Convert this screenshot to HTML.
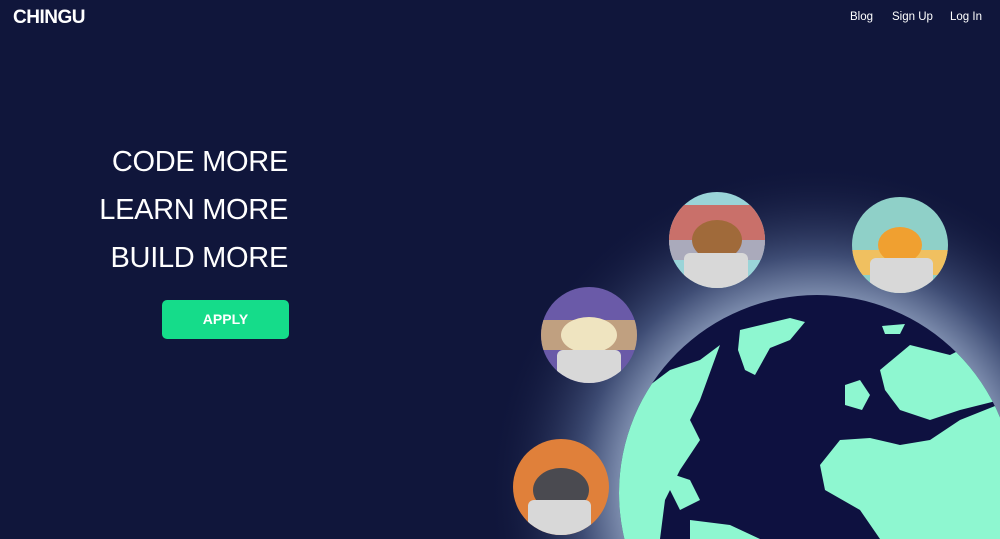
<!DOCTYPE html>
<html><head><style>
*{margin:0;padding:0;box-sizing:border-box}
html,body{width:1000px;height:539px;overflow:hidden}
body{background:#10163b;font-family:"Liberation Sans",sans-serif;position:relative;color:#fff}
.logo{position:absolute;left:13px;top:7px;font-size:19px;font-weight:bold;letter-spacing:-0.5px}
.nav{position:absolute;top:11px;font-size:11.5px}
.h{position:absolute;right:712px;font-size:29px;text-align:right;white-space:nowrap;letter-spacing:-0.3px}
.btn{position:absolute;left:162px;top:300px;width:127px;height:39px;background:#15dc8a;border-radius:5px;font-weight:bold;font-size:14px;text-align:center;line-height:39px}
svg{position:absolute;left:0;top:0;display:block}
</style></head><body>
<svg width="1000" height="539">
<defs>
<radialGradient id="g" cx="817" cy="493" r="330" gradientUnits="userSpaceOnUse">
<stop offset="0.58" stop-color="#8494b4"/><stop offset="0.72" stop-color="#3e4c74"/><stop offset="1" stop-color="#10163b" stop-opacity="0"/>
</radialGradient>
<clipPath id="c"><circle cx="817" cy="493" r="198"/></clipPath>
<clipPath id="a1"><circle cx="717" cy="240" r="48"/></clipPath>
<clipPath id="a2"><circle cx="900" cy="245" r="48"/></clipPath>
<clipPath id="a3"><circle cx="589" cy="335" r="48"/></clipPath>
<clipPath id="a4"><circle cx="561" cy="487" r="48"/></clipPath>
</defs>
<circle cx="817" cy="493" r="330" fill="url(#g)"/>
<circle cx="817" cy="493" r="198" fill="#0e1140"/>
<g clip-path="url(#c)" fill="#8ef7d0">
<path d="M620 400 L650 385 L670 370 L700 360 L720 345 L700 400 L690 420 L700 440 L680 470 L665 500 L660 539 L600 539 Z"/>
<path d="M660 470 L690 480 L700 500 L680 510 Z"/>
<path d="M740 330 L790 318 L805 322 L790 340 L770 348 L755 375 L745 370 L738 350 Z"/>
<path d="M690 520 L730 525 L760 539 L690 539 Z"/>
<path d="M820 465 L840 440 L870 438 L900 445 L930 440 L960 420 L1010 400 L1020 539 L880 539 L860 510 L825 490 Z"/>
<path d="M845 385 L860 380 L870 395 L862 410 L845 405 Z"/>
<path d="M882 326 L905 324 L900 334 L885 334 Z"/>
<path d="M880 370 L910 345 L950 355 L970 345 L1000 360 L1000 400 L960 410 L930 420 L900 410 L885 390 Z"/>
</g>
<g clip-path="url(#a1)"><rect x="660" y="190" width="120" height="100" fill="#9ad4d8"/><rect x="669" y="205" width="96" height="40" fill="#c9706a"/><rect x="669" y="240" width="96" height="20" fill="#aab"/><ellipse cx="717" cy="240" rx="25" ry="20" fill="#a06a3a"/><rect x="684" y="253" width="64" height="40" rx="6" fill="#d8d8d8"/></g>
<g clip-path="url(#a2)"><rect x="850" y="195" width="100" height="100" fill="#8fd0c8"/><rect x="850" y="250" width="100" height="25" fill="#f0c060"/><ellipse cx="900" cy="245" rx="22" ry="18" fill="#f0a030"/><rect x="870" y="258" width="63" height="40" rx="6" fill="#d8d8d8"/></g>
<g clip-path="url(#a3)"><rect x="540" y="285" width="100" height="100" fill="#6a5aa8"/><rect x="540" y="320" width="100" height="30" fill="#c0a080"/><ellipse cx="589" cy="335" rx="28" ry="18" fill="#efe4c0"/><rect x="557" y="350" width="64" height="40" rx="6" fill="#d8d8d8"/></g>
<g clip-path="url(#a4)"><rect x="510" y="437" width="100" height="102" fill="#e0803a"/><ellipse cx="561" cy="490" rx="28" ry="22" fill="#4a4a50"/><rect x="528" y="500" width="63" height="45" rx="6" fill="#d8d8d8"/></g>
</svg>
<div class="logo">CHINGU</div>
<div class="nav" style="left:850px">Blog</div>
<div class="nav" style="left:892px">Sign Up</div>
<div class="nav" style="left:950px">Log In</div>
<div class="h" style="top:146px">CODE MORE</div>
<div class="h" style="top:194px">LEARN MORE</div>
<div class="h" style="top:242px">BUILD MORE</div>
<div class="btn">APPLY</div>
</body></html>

......

> _Work to be completed_
Leave out the pictures and output the rest of the material exactly as written.

> _Written reply_
Convert this screenshot to HTML.
<!DOCTYPE html>
<html><head><style>
*{margin:0;padding:0;box-sizing:border-box}
html,body{width:1000px;height:539px;overflow:hidden}
body{background:#10163b;font-family:"Liberation Sans",sans-serif;position:relative;color:#fff}
.logo{position:absolute;left:13px;top:7px;font-size:19px;font-weight:bold;letter-spacing:-0.5px}
.nav{position:absolute;top:11px;font-size:11.5px}
.h{position:absolute;right:712px;font-size:29px;text-align:right;white-space:nowrap;letter-spacing:-0.3px}
.btn{position:absolute;left:162px;top:300px;width:127px;height:39px;background:#15dc8a;border-radius:5px;font-weight:bold;font-size:14px;text-align:center;line-height:39px}
svg{position:absolute;left:0;top:0;display:block}
</style></head><body>
<svg width="1000" height="539">
<defs>
<radialGradient id="g" cx="817" cy="493" r="330" gradientUnits="userSpaceOnUse">
<stop offset="0.58" stop-color="#8494b4"/><stop offset="0.72" stop-color="#3e4c74"/><stop offset="1" stop-color="#10163b" stop-opacity="0"/>
</radialGradient>
<clipPath id="c"><circle cx="817" cy="493" r="198"/></clipPath>
<clipPath id="a1"><circle cx="717" cy="240" r="48"/></clipPath>
<clipPath id="a2"><circle cx="900" cy="245" r="48"/></clipPath>
<clipPath id="a3"><circle cx="589" cy="335" r="48"/></clipPath>
<clipPath id="a4"><circle cx="561" cy="487" r="48"/></clipPath>
</defs>
<circle cx="817" cy="493" r="330" fill="url(#g)"/>
<circle cx="817" cy="493" r="198" fill="#0e1140"/>
<g clip-path="url(#c)" fill="#8ef7d0">
<path d="M620 400 L650 385 L670 370 L700 360 L720 345 L700 400 L690 420 L700 440 L680 470 L665 500 L660 539 L600 539 Z"/>
<path d="M660 470 L690 480 L700 500 L680 510 Z"/>
<path d="M740 330 L790 318 L805 322 L790 340 L770 348 L755 375 L745 370 L738 350 Z"/>
<path d="M690 520 L730 525 L760 539 L690 539 Z"/>
<path d="M820 465 L840 440 L870 438 L900 445 L930 440 L960 420 L1010 400 L1020 539 L880 539 L860 510 L825 490 Z"/>
<path d="M845 385 L860 380 L870 395 L862 410 L845 405 Z"/>
<path d="M882 326 L905 324 L900 334 L885 334 Z"/>
<path d="M880 370 L910 345 L950 355 L970 345 L1000 360 L1000 400 L960 410 L930 420 L900 410 L885 390 Z"/>
</g>
<g clip-path="url(#a1)"><rect x="660" y="190" width="120" height="100" fill="#9ad4d8"/><rect x="669" y="205" width="96" height="40" fill="#c9706a"/><rect x="669" y="240" width="96" height="20" fill="#aab"/><ellipse cx="717" cy="240" rx="25" ry="20" fill="#a06a3a"/><rect x="684" y="253" width="64" height="40" rx="6" fill="#d8d8d8"/></g>
<g clip-path="url(#a2)"><rect x="850" y="195" width="100" height="100" fill="#8fd0c8"/><rect x="850" y="250" width="100" height="25" fill="#f0c060"/><ellipse cx="900" cy="245" rx="22" ry="18" fill="#f0a030"/><rect x="870" y="258" width="63" height="40" rx="6" fill="#d8d8d8"/></g>
<g clip-path="url(#a3)"><rect x="540" y="285" width="100" height="100" fill="#6a5aa8"/><rect x="540" y="320" width="100" height="30" fill="#c0a080"/><ellipse cx="589" cy="335" rx="28" ry="18" fill="#efe4c0"/><rect x="557" y="350" width="64" height="40" rx="6" fill="#d8d8d8"/></g>
<g clip-path="url(#a4)"><rect x="510" y="437" width="100" height="102" fill="#e0803a"/><ellipse cx="561" cy="490" rx="28" ry="22" fill="#4a4a50"/><rect x="528" y="500" width="63" height="45" rx="6" fill="#d8d8d8"/></g>
</svg>
<div class="logo">CHINGU</div>
<div class="nav" style="left:850px">Blog</div>
<div class="nav" style="left:892px">Sign Up</div>
<div class="nav" style="left:950px">Log In</div>
<div class="h" style="top:146px">CODE MORE</div>
<div class="h" style="top:194px">LEARN MORE</div>
<div class="h" style="top:242px">BUILD MORE</div>
<div class="btn">APPLY</div>
</body></html>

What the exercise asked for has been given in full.